Summary: A message that tells us to be alert to what Satan is doing to oppress us.

Facing the Roaring Lion

I Peter 5:8-10

"Eternal vigilance is the price of freedom" -- a familiar saying in our country. We remember from Pearl Harbor what it's like to get caught off guard. The enemy can be so deceptive: Japan's peace envoys were seated at the negotiating table at the very moment the attack was launched. Our country depends on a strong defense -- on being watchful so we are not surprised by a sneak attack and on being powerful so that we are prepared to fight when we have to. The same holds true in the spiritual realm.

On April 28, 1944, during World War II, Allied soldiers were engaged in Operation Tiger, a training exercise in amphibious beach landings in preparation for the D-Day invasion of Normandy. Suddenly, enemy gunboats appeared and killed over 700 American servicemen in a surprise attack. Today, a monument stands on Slapton Sands to commemorate the sacrifice of those young men who died while training for battle but were never able to enter the conflict.

That tragedy is a picture that warns the believer in Christ. We too are involved in combat with an enemy who is powerful and deceptive. That is why the apostle Peter warned: “Be sober, be vigilant; because your adversary the devil walks about like a roaring lion, seeking whom he may devour” (1 Peter 5:8).

Strong confidence in God (4:19-5:7) does not justify carelessness or laziness. We still have an enemy and we still need to be alert.

One reason we have troubles and persecutions and cares is that we have an enemy.

Peter wants to give us three practical lessons so we can stand firm and not be intimidated by our enemy.

I. Respect Him.

He is dangerous. He’s not a joke. He’s not a caricature. He’s not a little person who sits on your shoulder (and an angel on the other one) trying to influence you. He’s dangerous!

Jude 9 says that even Michael the Archangel was very careful during his dispute with Satan. If even the archangel understands Satan’s power and schemes, we need to respect him, too.

Understand that Satan is crafty. How are we to respect him? What is he up to?

A. He oppresses -- “Satan” means adversary. “Devil” means accuser or slanderer.

The picture here is that Satan acts like a lion circling the flock at night seeing if there is one sheep that strays away from the security and protection of the shepherd and the flock. He’s trying to intimidate us.

B. He prowls – he’s always looking for an opportunity to discourage and catch us unaware.

Peter knows this from experience. In Luke 22:31, Christ has told Peter that Satan was prowling around looking for an opportunity to get Peter. Peter wasn’t alert…he fell asleep instead of praying. Peter woke up and acted impulsively and cut off Malchus’ ear…then Peter wilted and denied Christ.

He’s prowling—he’s always active. Respect him…he’s dangerous.

C. He wants to devour . Some preachers want to characterize Satan as a toothless lion that can only roar but cannot harm you. That kind of preaching is also dangerous because SATAN DOESN’T JUST WANT TO SCARE US…HE WANTS TO DESTROY US.

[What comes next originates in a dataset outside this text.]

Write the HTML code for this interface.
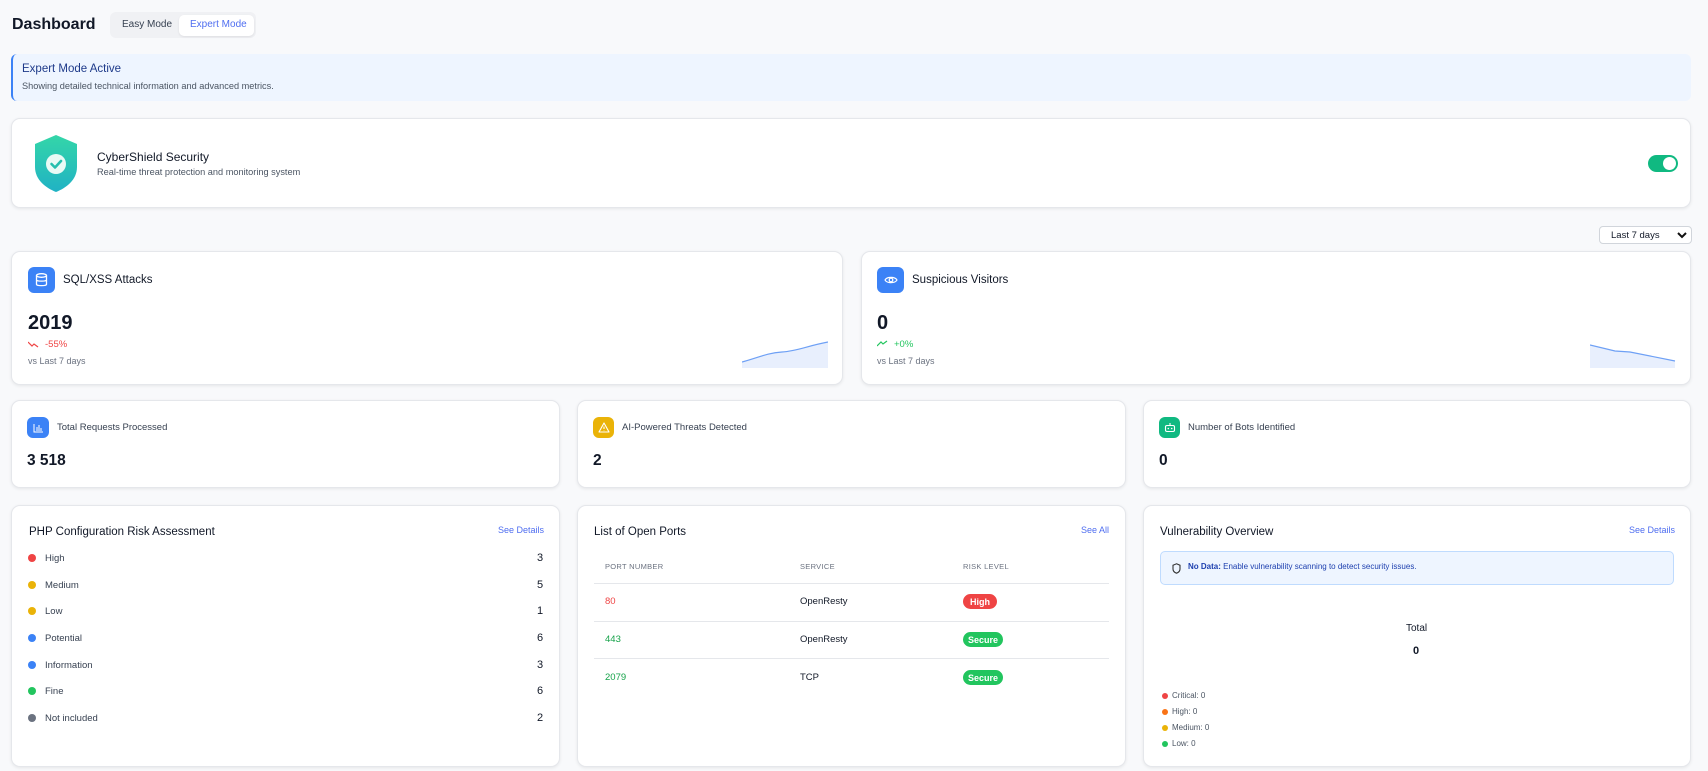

Even though he has been defeated, he is still dangerous.

I read about the death of a man named Paul Reimers in Queensland Australia. Even though he lived in a part of Australia where crocodiles were common, he was so afraid them that he would never go in water more than a few inches deep. Even so, a 15 foot crocodile with only three legs and half a tail stalked Reimers in the shallow water and killed him. Just because the crocodile was “handicapped”, he was still dangerous.

Satan may be defeated, but he is still crafty and dangerous.

Remember the old TV program from the 1980’s called HILL STREET BLUES?

It was a police drama based on a precinct in NYC. It always started in the ready room of the police station with roll call. At the end of roll call, when everyone was ready to go on patrol, the old Sgt would always end roll call with the same send off. He’d say “Let’s be careful out there!”

The advice was sound. The old Sgt. Knew the danger the officer’s faced. He knew that around every corner, down every alley, even in broad daylight… The potential for danger existed.

He also knew that the greatest danger to his men was…complacency.

By the way, the word used here for alert or vigilant is used in other Greek writings for people who are crossing a stream by stepping on slippery rocks. If you aren’t careful you could slip up, so you have to concentrate and focus and careful measure each step. That’s why you can’t get lazy in your spiritual life.